Labour is now the parliamentary wing of Just Stop Oil

Perhaps this stunt at Lord’s signals yet another shift in tactics among these groups. Having thoroughly alienated the working class, by forcing brickies to sit in traffic and causing mayhem at the Crucible, perhaps they are now focused on alienating the middle class – or at least the non-crusty wing of it – by going after their favourite pastimes. They’ll be gluing themselves to the BFI next.

Nowadays, it’s hard to find anyone who isn’t fed up with these activists. At the weekend, Trevor Neilson, an American entrepreneur who set up a fund along with Californian A-listers and billionaires to fund groups including Extinction Rebellion, told the Sunday Times that the tactics of those he once bankrolled are ‘counterproductive’ and ‘not accomplishing anything’.

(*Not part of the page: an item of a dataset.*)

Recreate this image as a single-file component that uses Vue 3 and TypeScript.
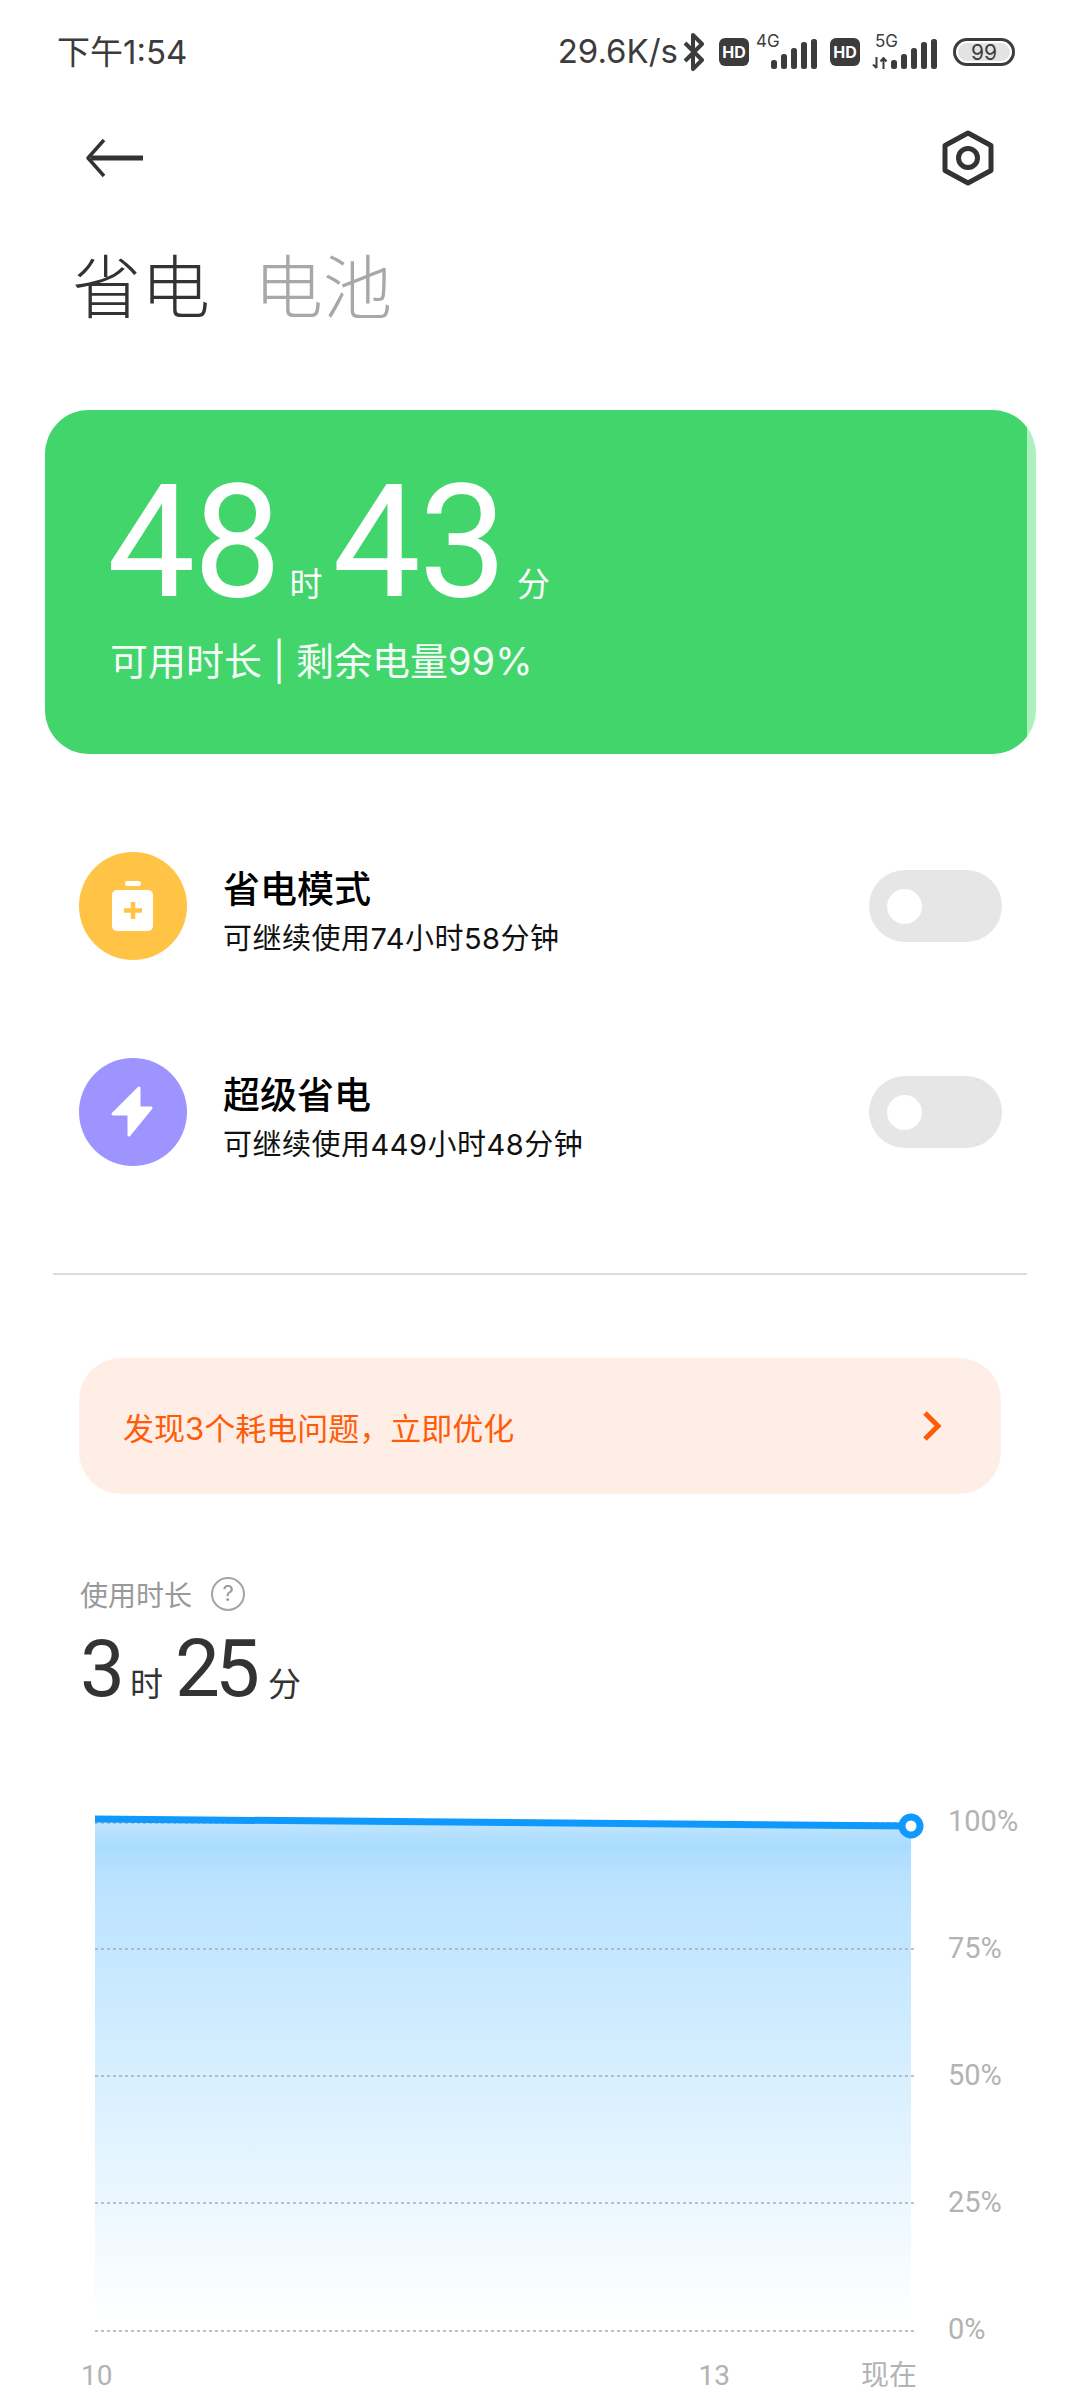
<template>
  <main class="page">
    <header class="status">
      <span class="clock">下午1:54</span>
      <div class="status-right">
        <span class="speed">29.6K/s</span>
        <svg class="bt" viewBox="0 0 24 38" width="24" height="38">
          <path d="M3 10 L20 27 L11 36 V2 L20 11 L3 28" fill="none" stroke="#3c3c3c" stroke-width="4" stroke-linejoin="round" />
        </svg>
        <span class="hd">HD</span>
        <div class="net net-4g">
          <span class="net-name">4G</span>
          <svg class="bars" viewBox="0 0 46 30" width="46" height="30">
            <rect v-for="(h, i) in barHeights" :key="i" :x="i * 10" :y="30 - h" width="6" :height="h" rx="2.5" fill="#3c3c3c" />
          </svg>
        </div>
        <span class="hd">HD</span>
        <div class="net net-5g">
          <span class="net-name">5G</span>
          <svg class="arrows" viewBox="0 0 16 12" width="16" height="12">
            <path d="M4.5 0 V11 M1 7.5 L4.5 11 M11.5 12 V1 M8.5 4.5 L11.5 1 L14.5 4.5" fill="none" stroke="#3c3c3c" stroke-width="2" />
          </svg>
          <svg class="bars" viewBox="0 0 46 30" width="46" height="30">
            <rect v-for="(h, i) in barHeights" :key="i" :x="i * 10" :y="30 - h" width="6" :height="h" rx="2.5" fill="#3c3c3c" />
          </svg>
        </div>
        <div class="battery"><span>99</span></div>
      </div>
    </header>

    <nav class="toolbar">
      <svg viewBox="0 0 60 40" width="60" height="40">
        <path d="M58 20 H6" fill="none" stroke="#333" stroke-width="5" />
        <path d="M19 2 L3 20 L19 38" fill="none" stroke="#333" stroke-width="3.5" stroke-linejoin="round" />
      </svg>
      <svg viewBox="0 0 54 56" width="54" height="56">
        <path d="M27 3 L50 15.5 V40.5 L27 53 L4 40.5 V15.5 Z" fill="none" stroke="#333" stroke-width="5" stroke-linejoin="round" />
        <circle cx="27" cy="28" r="9.5" fill="none" stroke="#333" stroke-width="5" />
      </svg>
    </nav>

    <div class="tabs">
      <span class="tab active">省电</span>
      <span class="tab">电池</span>
    </div>

    <section class="card">
      <div class="card-inner">
        <div class="hero">
          <span class="hero-num">48</span><span class="hero-unit">时</span>
          <span class="hero-num">43</span><span class="hero-unit hero-unit-end">分</span>
        </div>
        <p class="hero-sub">可用时长 | 剩余电量99%</p>
      </div>
    </section>

    <section class="modes">
      <div v-for="mode in modes" :key="mode.title" class="mode">
        <div class="mode-icon" :class="mode.kind">
          <svg v-if="mode.kind === 'save'" viewBox="0 0 108 108" width="108" height="108">
            <rect x="46" y="29" width="16" height="5" rx="2.5" fill="#fff" />
            <rect x="33" y="38" width="41" height="41" rx="5" fill="#fff" />
            <path d="M54 50 V67 M45 58.5 H63" stroke="#ffc445" stroke-width="4.5" />
          </svg>
          <svg v-else viewBox="0 0 108 108" width="108" height="108">
            <path d="M60 30 L34 56 H50 V77 L72 50 H60 Z" fill="#fff" stroke="#fff" stroke-width="3" stroke-linejoin="round" />
          </svg>
        </div>
        <div class="mode-text">
          <h3>{{ mode.title }}</h3>
          <p>{{ mode.desc }}</p>
        </div>
        <div class="toggle"><i></i></div>
      </div>
    </section>

    <hr class="divider" />

    <div class="banner">
      <span>发现3个耗电问题，立即优化</span>
      <svg viewBox="0 0 22 32" width="22" height="32">
        <path d="M4 3 L17 16 L4 29" fill="none" stroke="#ff5c0a" stroke-width="5" />
      </svg>
    </div>

    <section class="usage">
      <div class="usage-label">
        <span>使用时长</span>
        <i class="help">?</i>
      </div>
      <div class="usage-value">
        <span class="usage-num">3</span><span class="usage-unit">时</span>
        <span class="usage-num">25</span><span class="usage-unit usage-unit-end">分</span>
      </div>
    </section>

    <section class="chart">
      <div class="chart-row">
        <svg class="plot" viewBox="0 0 845 530" width="845" height="530">
          <defs>
            <linearGradient id="fill" x1="0" y1="0" x2="0" y2="1">
              <stop offset="0" stop-color="#c4e7ff" />
              <stop offset="0.05" stop-color="#aadcff" />
              <stop offset="0.12" stop-color="#bae2ff" />
              <stop offset="0.35" stop-color="#cbeaff" />
              <stop offset="0.75" stop-color="#ebf7ff" />
              <stop offset="1" stop-color="#ffffff" />
            </linearGradient>
          </defs>
          <path d="M0 14 L816 20 V518 H0 Z" fill="url(#fill)" />
          <line
            v-for="y in gridLines"
            :key="y"
            x1="0"
            :y1="y"
            x2="819"
            :y2="y"
            stroke="#a3aeb8"
            stroke-width="1.5"
            stroke-dasharray="3 3"
          />
          <path d="M0 13 L816 20" stroke="#0f99fc" stroke-width="7" fill="none" />
          <circle cx="816" cy="20" r="9" fill="#fff" stroke="#0f99fc" stroke-width="7" />
        </svg>
        <div class="y-axis">
          <span v-for="label in yLabels" :key="label">{{ label }}</span>
        </div>
      </div>
      <div class="x-axis">
        <span class="x-start">10</span>
        <span class="x-mid">13</span>
        <span class="x-end">现在</span>
      </div>
    </section>
  </main>
</template>

<script setup lang="ts">
interface Mode {
  kind: 'save' | 'super'
  title: string
  desc: string
}

const barHeights = [9, 15, 21, 27, 30]

const modes: Mode[] = [
  { kind: 'save', title: '省电模式', desc: '可继续使用74小时58分钟' },
  { kind: 'super', title: '超级省电', desc: '可继续使用449小时48分钟' },
]

const gridLines = [17, 143, 270, 397, 525]
const yLabels = ['100%', '75%', '50%', '25%', '0%']
</script>

<style>
html,
body {
  margin: 0;
  background: #fff;
}
</style>

<style scoped>
.page {
  width: 1080px;
  height: 2400px;
  overflow: hidden;
  background: #fff;
  font-family: Inter, "Noto Sans CJK SC", sans-serif;
  color: #333;
}

.status {
  height: 104px;
  display: flex;
  align-items: center;
  justify-content: space-between;
  padding: 0 65px 0 57px;
  color: #3c3c3c;
}

.clock {
  font-size: 33px;
  position: relative;
  top: -2px;
}

.status-right {
  display: flex;
  align-items: center;
}

.speed {
  font-size: 33px;
  margin-right: 4px;
  position: relative;
  top: -1px;
}

.bt {
  margin-right: 13px;
}

.hd {
  width: 30px;
  height: 28px;
  border-radius: 6px;
  background: #3c3c3c;
  color: #fff;
  font-size: 16px;
  font-weight: 700;
  line-height: 28px;
  text-align: center;
}

.net {
  position: relative;
  height: 34px;
}

.net-4g {
  width: 61px;
  margin: 0 13px 0 7px;
}

.net-5g {
  width: 65px;
  margin: 0 16px 0 12px;
}

.net-name {
  position: absolute;
  left: 0;
  top: -3px;
  font-size: 17px;
  line-height: 18px;
}

.net-5g .net-name {
  left: 3px;
}

.net .bars {
  position: absolute;
  right: 0;
  bottom: 0;
}

.arrows {
  position: absolute;
  left: 0;
  bottom: 0;
}

.battery {
  width: 62px;
  height: 28px;
  box-sizing: border-box;
  border: 3px solid #3c3c3c;
  border-radius: 14px;
  padding: 2px;
  display: flex;
}

.battery span {
  flex: 1;
  background: #e3e3e3;
  border-radius: 9px;
  font-size: 21px;
  line-height: 20px;
  text-align: center;
}

.toolbar {
  height: 108px;
  display: flex;
  align-items: center;
  justify-content: space-between;
  padding: 0 85px;
}

.tabs {
  margin-top: 39px;
  padding-left: 72px;
  display: flex;
  gap: 44px;
  height: 74px;
  align-items: center;
}

.tab {
  font-size: 69px;
  font-weight: 300;
  line-height: 74px;
  color: #a8a8a8;
}

.tab.active {
  color: #333;
}

.card {
  margin: 85px 0 0 45px;
  width: 991px;
  height: 344px;
  border-radius: 44px;
  background: #aff0c0;
  overflow: hidden;
}

.card-inner {
  width: 982px;
  height: 344px;
  box-sizing: border-box;
  background: #41d56b;
  padding: 67px 0 0 65px;
  color: #fff;
}

.hero {
  display: flex;
  align-items: baseline;
  height: 130px;
  font-family: Roboto, "Noto Sans CJK SC", sans-serif;
}

.hero-num {
  font-size: 157px;
  line-height: 130px;
  letter-spacing: -2px;
  margin-left: -3px;
  font-weight: 400;
}

.hero-unit {
  font-size: 33px;
  margin: 0 13px 0 10px;
}

.hero-unit-end {
  margin-left: 12px;
}

.hero-sub {
  margin: 29px 0 0;
  font-size: 38px;
  line-height: 50px;
  opacity: 0.95;
}

.modes {
  margin-top: 49px;
}

.mode {
  height: 206px;
  display: flex;
  align-items: center;
  padding: 0 78px 0 79px;
}

.mode-icon {
  width: 108px;
  height: 108px;
  border-radius: 50%;
  flex: none;
}

.mode-icon svg {
  display: block;
}

.mode-icon.save {
  background: #ffc445;
}

.mode-icon.super {
  background: #9e94ff;
}

.mode-text {
  margin-left: 36px;
  padding-top: 12px;
  flex: 1;
}

.mode-text h3 {
  margin: 0;
  font-size: 37px;
  font-weight: 500;
  line-height: 50px;
  color: #000;
}

.mode-text p {
  margin: 4px 0 0;
  font-size: 29px;
  letter-spacing: 0.5px;
  line-height: 40px;
  color: #111;
}

.toggle {
  width: 133px;
  height: 72px;
  border-radius: 36px;
  background: #e6e6e6;
  display: flex;
  align-items: center;
  padding-left: 18px;
  box-sizing: border-box;
}

.toggle i {
  width: 35px;
  height: 35px;
  border-radius: 50%;
  background: #fff;
}

.divider {
  margin: 58px 53px 0;
  border: 0;
  border-top: 2px solid #dcdcdc;
}

.banner {
  margin: 83px 79px 0;
  height: 136px;
  border-radius: 42px;
  background: #ffeee6;
  display: flex;
  align-items: center;
  justify-content: space-between;
  padding: 0 58px 0 44px;
  color: #ff5c0a;
  font-size: 31px;
}

.usage {
  margin: 82px 0 0 80px;
}

.usage-label {
  display: flex;
  align-items: center;
  gap: 19px;
  height: 36px;
  font-size: 28px;
  color: #999;
}

.help {
  width: 34px;
  height: 34px;
  box-sizing: border-box;
  border: 2.5px solid #a5a5a5;
  border-radius: 50%;
  font-size: 22px;
  font-style: normal;
  line-height: 29px;
  text-align: center;
}

.usage-value {
  display: flex;
  align-items: baseline;
  height: 80px;
  margin-top: 17px;
  font-family: Roboto, "Noto Sans CJK SC", sans-serif;
}

.usage-num {
  font-size: 80px;
  line-height: 80px;
  letter-spacing: -5px;
}

.usage-unit {
  font-size: 33px;
  margin: 0 12px 0 10px;
}

.usage-unit-end {
  margin-left: 13px;
}

.chart {
  margin-top: 97px;
  font-family: Roboto, "Noto Sans CJK SC", sans-serif;
}

.chart-row {
  display: flex;
  height: 530px;
  padding-left: 95px;
}

.plot {
  display: block;
  flex: none;
  overflow: visible;
}

.y-axis {
  display: flex;
  flex-direction: column;
  margin-left: 8px;
  color: #b3b3b3;
  font-size: 29px;
}

.y-axis span {
  flex: none;
  height: 127px;
  line-height: 30px;
}

.x-axis {
  display: flex;
  margin-top: 22px;
  padding-left: 81px;
  color: #b3b3b3;
  font-size: 28px;
  line-height: 36px;
}

.x-mid {
  margin-left: 586px;
}

.x-end {
  margin-left: 131px;
}
</style>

What’s additionally infuriating is that these groups seem to become more shrill and extreme the more the political class agrees with them. The government is already committed to Net Zero, a polite term for eco-austerity. Labour is now the parliamentary wing of Just Stop Oil, given what the party has been saying about new oil and gas exploration. The only thing the two sides really disagree about is timings and rhetoric.

We need to stop asking why Just Stop Oil and others engage in these infuriating tactics, at Lord’s or anywhere else. The aim of these protesters is not to convince the general public, but to vent their apocalyptic, cultish rage – and to distinguish themselves from we dimwitted little people, content to go to work and watch some sport while the world, at least according to them, is on fire.

We should treat them with about as much respect and seriousness as they treat us. In that, Jonny Bairstow has shown us the way.